CEDA announced the decision to its staff: “As Mental Health remains a critically important cause, especially during times of crisis, CEDA will continue as a major sponsor of CMHA’s Mental Health Week and we look forward to re-establishing CMHA National as the beneficiary of next year’s auction.”

CEDA’s history of charitable giving

Alberta is no stranger to natural disasters, and CEDA is no stranger to charitable giving.

When the floods hit Southern Alberta in 2013, CEDA responded. In less than a week, they had pulled together a silent auction to benefit the Canadian Red Cross. At that time, employees raised $11,000 for flood relief, which CEDA then matched. Now, three years later, the Red Cross is bringing relief to the people of Fort McMurray whose town has been ravaged by the fires. And CEDA is back at it, raising funds for the Red Cross and CMHA.

“A silent auction that started out quietly in 2013 has turned CEDA into a model funder of mental health and disaster relief causes in this country,” says Dr. Patrick Smith, CMHA’s National Chief Executive Officer.

Once the floods had receded, “CEDACares,” CEDA’s charitable giving committee gathered to set a new course. When discussing where the proceeds from the next auction should go, someone asked: “Who has been impacted in some way by mental health concerns?” Every hand in the room went up. The choice had been made: mental health it was.

The fundraising response was overwhelming. In the first two years, CEDA raised more than $68,000 for CMHA. Today, the CEDA/CMHA partnership is a model for workplaces across the country. According to Bailey Quaite, “Working with CMHA has been a great way to open up the conversation around mental health with our employees.”

“We chose CMHA because it is Canada’s mental health umbrella organization,” says Quaite. With 18 offices in Alberta, Saskatchewan and Ontario, CEDA employees live and work all over the country.

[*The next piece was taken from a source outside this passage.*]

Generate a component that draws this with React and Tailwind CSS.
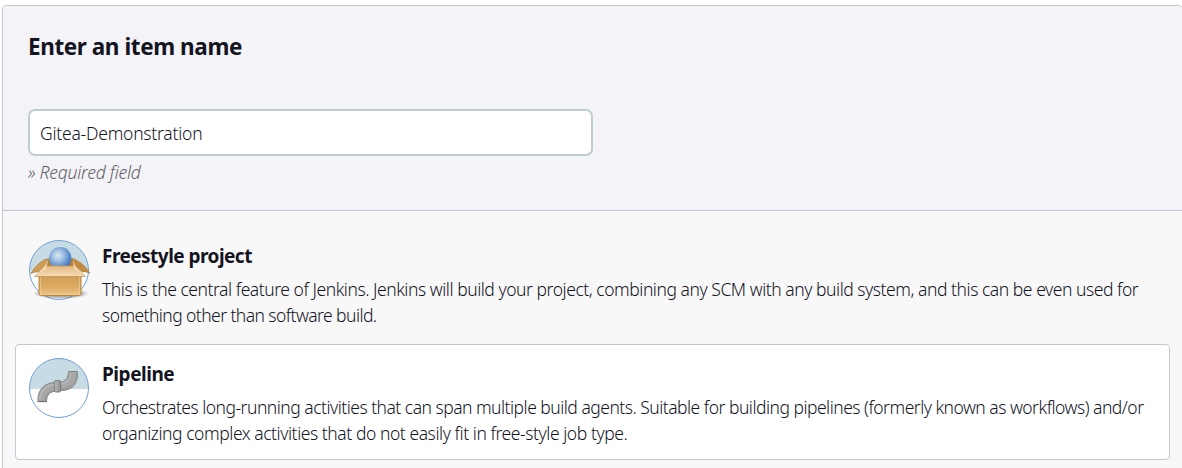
function Badge({ id, base, children }) {
  return (
    <svg viewBox="0 0 66 66" className="-mx-[3px] -my-[3px] block size-[66px] shrink-0">
      <defs>
        <clipPath id={`${id}-sky`}>
          <rect x="0" y="0" width="66" height={base} />
        </clipPath>
      </defs>
      <circle cx="33" cy="33" r="29.500" fill="#fff" />
      <circle cx="33" cy="33" r="29.500" fill="#c7dbe5" clipPath={`url(#${id}-sky)`} />
      <circle cx="33" cy="33" r="29.500" fill="none" stroke="#6fa1d8" strokeWidth="1" />
      {children}
    </svg>
  );
}

function BoxIcon() {
  return (
    <Badge id="box" base={34}>
      <defs>
        <linearGradient id="box-front" x1="0" y1="0" x2="0" y2="1">
          <stop offset="0" stopColor="#c08a40" />
          <stop offset="0.2" stopColor="#d6a25a" />
          <stop offset="0.6" stopColor="#dcab64" />
          <stop offset="1" stopColor="#efc688" />
        </linearGradient>
        <linearGradient id="box-flap" x1="0" y1="0" x2="0" y2="1">
          <stop offset="0" stopColor="#e3b981" />
          <stop offset="1" stopColor="#f5dcb6" />
        </linearGradient>
        <radialGradient id="box-ball" cx="0.4" cy="0.38" r="0.65">
          <stop offset="0" stopColor="#dce8ea" />
          <stop offset="0.35" stopColor="#a5c4e5" />
          <stop offset="0.75" stopColor="#5f90cd" />
          <stop offset="1" stopColor="#3f70b5" />
        </radialGradient>
        <radialGradient id="box-shadow">
          <stop offset="0" stopColor="#333" stopOpacity="0.65" />
          <stop offset="0.75" stopColor="#444" stopOpacity="0.35" />
          <stop offset="1" stopColor="#555" stopOpacity="0" />
        </radialGradient>
      </defs>
      <ellipse cx="35" cy="56.500" rx="28" ry="5.500" fill="url(#box-shadow)" />
      <path d="M23 21.500H46L53 31H16Z" fill="#b98136" />
      <path d="M23 21.500Q14 22.500 4.500 36.500Q8 35 13 34.500L19 29Z" fill="#cf9c57" stroke="#a97735" strokeWidth="0.7" />
      <path d="M46 21.500Q55 23.500 64 36Q60 34.500 56 34.500L50 29Z" fill="#c48b3e" stroke="#a97735" strokeWidth="0.7" />
      <circle cx="34.200" cy="21.200" r="11.200" fill="url(#box-ball)" />
      <path d="M13 37.500H55V56Q55 58.500 52.500 58.500H15.500Q13 58.500 13 56Z" fill="url(#box-front)" stroke="#b8873f" strokeWidth="1" />
      <path d="M14.500 40V57.200H53.500V40" fill="none" stroke="#f2cf99" strokeWidth="0.9" opacity="0.75" />
      <path d="M18.500 29H49.500L59.500 39.500H8.500Z" fill="url(#box-flap)" stroke="#c79759" strokeWidth="0.8" />
      <path d="M22.500 22.500L18 30L9.500 38.800L20 31.500ZM46.500 22.500L50 30L58.500 38.800L48 31.500Z" fill="#f6dfbb" opacity="0.85" />
    </Badge>
  );
}

function PipeIcon() {
  return (
    <Badge id="pipe" base={34}>
      <defs>
        <linearGradient id="pipe-joint" x1="0" x2="1">
          <stop offset="0" stopColor="#bdbdbd" />
          <stop offset="1" stopColor="#8d8d8d" />
        </linearGradient>
      </defs>
      <path d="M12 46.500C11 35 18.500 27.500 30 27.500C38.500 27.500 42.500 24.500 42.500 16.500H51.500C52 28 47 35.500 35 35.500C26 35.500 20.500 38 20.500 46.500Z" fill="#a8a8a8" stroke="#848484" strokeWidth="1" />
      <path d="M14 45.500C13.500 35 21 29.500 30 29.500C40 29.500 44.500 26 44.500 18" fill="none" stroke="#b8b8b8" strokeWidth="1.500" />
      <path d="M19.500 45C19.500 37 26 34.500 34 34.200C45 34 50.500 28 50.500 18" fill="none" stroke="#969696" strokeWidth="1" />
      <path d="M11.500 46.500H21" stroke="#777" strokeWidth="1.300" />
      <rect x="28.500" y="25.500" width="6.200" height="11.500" rx="1.500" fill="url(#pipe-joint)" stroke="#777" strokeWidth="0.9" />
    </Badge>
  );
}

function Item({ icon, title, titleClass, lines, className }) {
  return (
    <li className={`flex gap-[13px] rounded-[4px] border pl-[13px] pt-[13px] ${className}`}>
      {icon}
      <div className="min-w-0 whitespace-nowrap">
        <h2 className={`mt-[3px] text-[19px] font-bold leading-[26px] ${titleClass}`}>{title}</h2>
        <p className="mt-[7px] text-[17.500px] font-light leading-[26px]">
          {lines.map((line) => (
            <span key={line.text} className={`block ${line.className}`}>{line.text}</span>
          ))}
        </p>
      </div>
    </li>
  );
}

export default function App() {
  return (
    <div className="h-[468px] w-full overflow-hidden bg-white pl-[2px] pt-[5px] font-['Noto_Sans','Open_Sans',sans-serif] text-[#14141f]">
      <main className="-mr-px h-[480px] rounded-[4px] border border-[#bfcad0] bg-[#f8f8f8]">
        <section className="h-[205px] rounded-t-[3px] border-b border-[#bfcad0] bg-[#f3f3f8] pl-[25px] pt-[26px]">
          <label htmlFor="name" className="block w-fit text-[22.500px] font-bold leading-[30px] tracking-[-0.42px]">Enter an item name</label>
          <input
            id="name"
            defaultValue="Gitea-Demonstration"
            className="mt-[47px] block h-[47px] w-[565px] rounded-[7px] border-2 border-[#bfcdd1] bg-white px-[10px] text-[17.500px] font-light tracking-[-0.23px] outline-none"
          />
          <p className="mt-[3px] w-fit text-[17.500px] font-light italic leading-[26px] tracking-[-0.22px] text-[#606066]">» Required field</p>
        </section>
        <ul className="px-[12px] pt-[15px]">
          <Item
            icon={<BoxIcon />}
            title="Freestyle project"
            titleClass="tracking-[-0.53px]"
            className="h-[118px] border-transparent"
            lines={[
              { text: 'This is the central feature of Jenkins. Jenkins will build your project, combining any SCM with any build system, and this can be even used for', className: 'tracking-[-0.46px]' },
              { text: 'something other than software build.', className: 'tracking-[-0.57px]' },
            ]}
          />
          <Item
            icon={<PipeIcon />}
            title="Pipeline"
            titleClass="tracking-[-0.45px]"
            className="h-[116px] border-[#bfcad0] bg-white"
            lines={[
              { text: 'Orchestrates long-running activities that can span multiple build agents. Suitable for building pipelines (formerly known as workflows) and/or', className: 'tracking-[-0.51px]' },
              { text: 'organizing complex activities that do not easily fit in free-style job type.', className: 'tracking-[-0.44px]' },
            ]}
          />
        </ul>
      </main>
    </div>
  );
}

CMHA also mirrors how CEDA wants to talk about mental health. “CMHA is solution-focused and positive.  It’s about breaking down the stigma. We want mental health to be something our employees feel safe talking about.” CEDA seeks to foster an open dialogue when it comes to mental health and workplace stress. It offers a confidential counselling helpline to all of its employees, 24/7, through its Employee and Family Assistance Program. As Quaite says: “The more you talk about mental health, the more you realize how everyone is impacted. You don’t feel alone when you can talk about it. When you’re willing to share, people share back.”

Both CEDA and CMHA look forward to continuing their rewarding partnership.